DAG is made up of these spherical containers that are called “events” and these events are “gossiped” across the network’s nodes similar to the notes along a musical scale. Each node you have on the network gossips out events to the rest of the nodes at random and each of those events is a sum of information of transaction data as well as a timestamp, a signature, and two cryptographic messages or hashes. These hashes are the only thing responsible for giving the ledger information about the entire historical graph of just how the information flowed through the network.

Hashgraph is also capable of solving all of the same information as the blockchain is but it does it a little bit differently. This fact raises many questions, and the most important one of them is – is it better than Bitcoin or Ethereum?
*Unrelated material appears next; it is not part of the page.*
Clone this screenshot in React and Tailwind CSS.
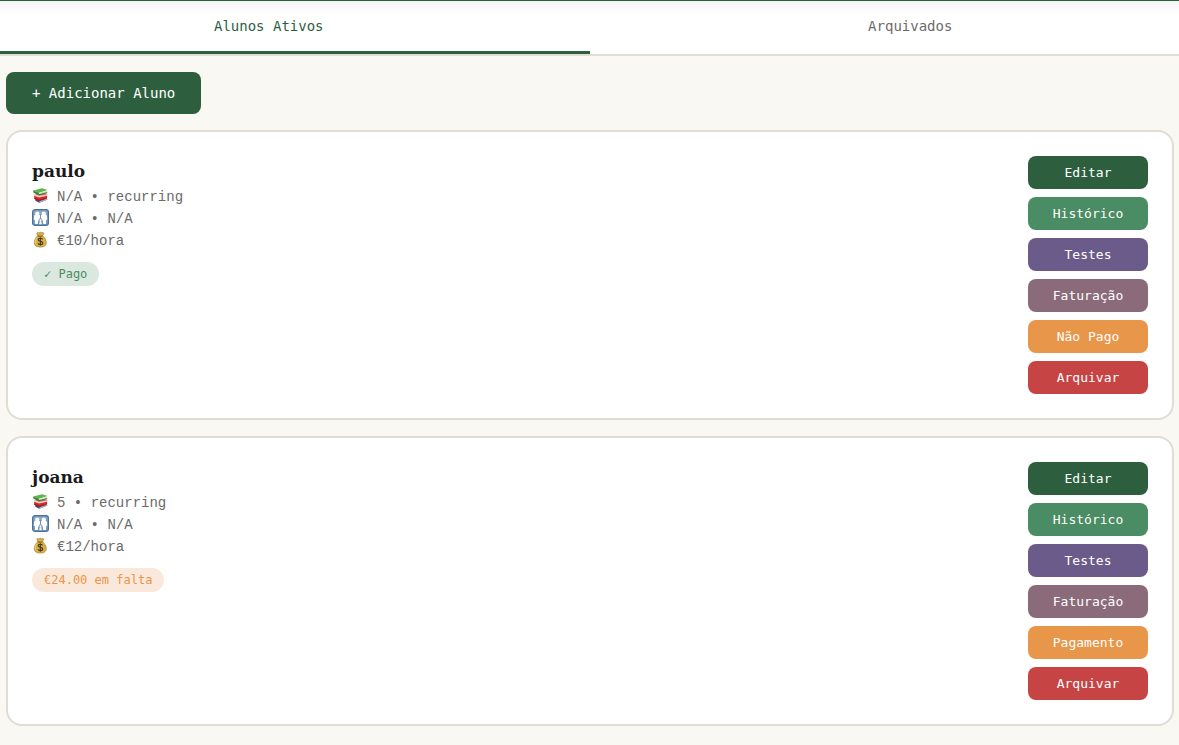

Well, let’s throw in some facts and try to see what the differences are all about.

Speed (transactions per second)


In this one Bitcoin is capable of reaching 7 transactions per second, while Ethereum, on the other hand, does more than double that at 15 transactions per second. Hashgraph blows them both from the water with the speed of 10k transactions per second, but only at its fastest levels.

Transaction fees


Bitcoin and Ethereum, on average, will cost you around $0.03 to $10.00 and it mostly depends on just how congested the network is. Hashgraph on the other side, because there are no miners to compensate for their work, manages to keep its transaction fees to minimal and it is $0.0001 that can be paid in HBARs. One more interesting thing is that this fee doesn’t change depending on the usage and demand of the network which makes it very stable and attractive for enterprise use.



As for security, both Bitcoin and Ethereum have proof-of-work security which is a form of cryptographic zero-knowledge proof where one person proves to others that he made a certain amount of computational effort for a certain purpose. Hashgraph on the other hand states that they have made the highest possible level of security for a consensus algorithm with aBFT or asynchronous Byzantine Fault Tolerance.

How Secure is HBAR?


Since on the topic of security, it is good to mention that thanks to aBFT HBAR can reach a consensus with 100% finality by assuming that messages that travel through honest nodes will be delayed or never reach their intended destination in a case of malicious attack. The aBFT eliminates the assumption of the maximum threshold of message latency when coming to a consensus and it allows some of the messages to be lost or even indefinitely delayed. This doesn’t mean that they are lost, it only means that at some point in time, the honest node’s message will eventually get through. This makes an honest node difficult to track whether another node is following rules, especially if that node’s message can be indefinitely delayed, but it also means that this network’s reliability in the real world is much greater.

If you want to inform a little bit more about this you should check out Fireblocks and see what they have to say about it.

While you do that we will also inform you that HBAR doesn’t ask for energy-demanding proof-of-work resources. To be diverse and stable it is governed by a global council of 39 term-limited organizations as well as blue-chip enterprises that represent 18 industries globally. It has infinite potential just as blockchain, and you can witness anything from micropayments for music and intellectual properties, to managing supply chains, decentralized advertising and finance. This is only scratching the surface of the possibilities especially when we know that currently around 300 applications are being based on the Hasgraphs platform and some of them include digital healthcare platforms like Safe Health Systems Inc. that now has more than 150.000 users that originate from Delta, Arizona State U. to The Coupon Bureau the industry managed platform with an advisory committee that includes the likes of Target, General Mills, GS1 and others.

Thanks to all you read today you will very likely make an educated decision on what to do in the future. Bitcoin and Ethereum have been here for longer but they are both in need of a revamp and the Hasgraph is probably the one that will be the next-gen blockchain that will raise the bar even more. New technologies, cheaper transactions, and more speed with less energy needed is surely the way to go.